Trump, after appearing Wednesday night at a GOP legislative dinner in Des Moines, is set to appear Thursday morning at one of the twice-monthly breakfasts of a conservative club at a restaurant in Urbandale. The Westside Conservative Breakfast events are a long-standing stop for Republican candidates for all levels of elected office, including presidential hopefuls.

The former president is later expected to have lunch with faith leaders, visit with activists and supporters and then participate in a town hall with Sean Hannity taped late afternoon in the Des Moines suburb of Clive. The town hall will air at 9 p.m. Thursday on Fox News.

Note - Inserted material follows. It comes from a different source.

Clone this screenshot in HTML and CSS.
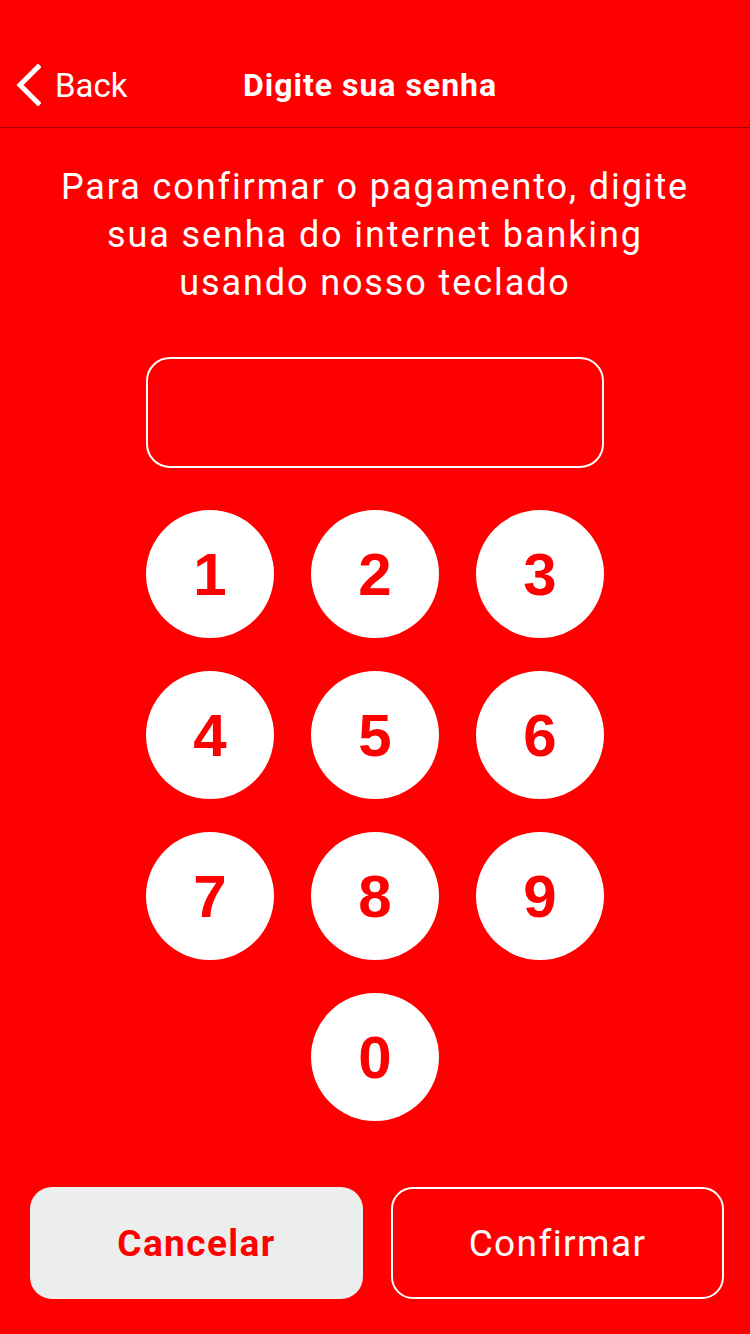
FILE: index.html
```html
<!DOCTYPE html>
<html lang="pt">
<head>
<meta charset="utf-8">
<title>Digite sua senha</title>
<link rel="stylesheet" href="styles.css">
</head>
<body>
<div class="screen">
  <header class="nav">
    <div class="nav-back">
      <svg class="chevron" width="26" height="42" viewBox="0 0 26 42"><path d="M23 3 L5 21 L23 39" fill="none" stroke="#fff" stroke-width="5" stroke-linecap="square"/></svg>
      <span class="back-label">Back</span>
    </div>
    <h1 class="nav-title">Digite sua senha</h1>
    <div class="nav-spacer"></div>
  </header>
  <p class="intro">Para confirmar o pagamento, digite<br>sua senha do internet banking<br>usando nosso teclado</p>
  <div class="pin-box"></div>
  <div class="keypad">
    <button class="key">1</button>
    <button class="key">2</button>
    <button class="key">3</button>
    <button class="key">4</button>
    <button class="key">5</button>
    <button class="key">6</button>
    <button class="key">7</button>
    <button class="key">8</button>
    <button class="key">9</button>
    <button class="key key-zero">0</button>
  </div>
  <div class="actions">
    <button class="btn btn-cancel">Cancelar</button>
    <button class="btn btn-confirm">Confirmar</button>
  </div>
</div>
</body>
</html>
```
FILE: styles.css
```css
html, body {
  margin: 0;
  padding: 0;
  background: #ff0000;
}
.screen {
  width: 750px;
  height: 1334px;
  background: #ff0000;
  color: #fff;
  font-family: Roboto, "Liberation Sans", sans-serif;
  display: flex;
  flex-direction: column;
  overflow: hidden;
}
.nav {
  box-sizing: border-box;
  height: 128px;
  padding-top: 43px;
  padding-right: 10px;
  border-bottom: 1px solid #a30000;
  display: grid;
  grid-template-columns: 1fr auto 1fr;
  align-items: center;
}
.nav-back {
  display: flex;
  align-items: center;
  padding-left: 15px;
  gap: 14px;
}
.chevron {
  display: block;
}
.back-label {
  font-size: 33px;
  font-weight: 400;
  letter-spacing: 0;
}
.nav-title {
  margin: 0;
  font-size: 32px;
  font-weight: 700;
  letter-spacing: 1px;
}
.intro {
  margin: 35px 0 0;
  text-align: center;
  font-size: 36px;
  line-height: 48px;
  letter-spacing: 1.9px;
}
.pin-box {
  box-sizing: border-box;
  width: 458px;
  height: 111px;
  margin: 50px auto 0;
  border: 2px solid #fff;
  border-radius: 24px;
}
.keypad {
  margin: 42px auto 0;
  display: grid;
  grid-template-columns: repeat(3, 128px);
  grid-auto-rows: 128px;
  column-gap: 37px;
  row-gap: 33px;
}
.key {
  width: 128px;
  height: 128px;
  border: none;
  border-radius: 50%;
  background: #fff;
  color: #ff0000;
  font-family: "Liberation Sans", Arial, sans-serif;
  font-size: 60px;
  font-weight: 700;
  padding: 0;
}
.key-zero {
  grid-column: 2;
}
.actions {
  margin-top: 66px;
  padding-left: 30px;
  display: flex;
  gap: 28px;
}
.btn {
  box-sizing: border-box;
  flex: none;
  width: 333px;
  height: 112px;
  border-radius: 22px;
  font-family: Roboto, "Liberation Sans", sans-serif;
  font-size: 37px;
  letter-spacing: 1.4px;
  padding: 0;
  margin: 0;
}
.btn-cancel {
  background: #eceeed;
  border: none;
  color: #ff0000;
  font-weight: 700;
}
.btn-confirm {
  background: transparent;
  border: 2px solid #fff;
  color: #fff;
  font-weight: 400;
}
```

DeSantis’ stop in New Hampshire is scheduled to look similar to his Iowa swing, with a series of appearances around the state and one event billed as a “fireside chat” with his wife, Casey DeSantis.

As Trump and DeSantis make their pitch to GOP voters, the Republican presidential field is shaping up to become even more crowded.

Former New Jersey Gov. Chris Christie is expected to launch a Republican presidential campaign June 6 in New Hampshire. The next day, both Mike Pence, Trump’s former vice president, and North Dakota Gov. Doug Burgum are expected to announce campaigns of their own.

U.S. Sen. Tim Scott of South Carolina, former U.N. Ambassador Nikki Haley, former Arkansas Gov. Asa Hutchinson and biotech entrepreneur and “anti-woke” activist Vivek Ramaswamy are among the other candidates already in the race.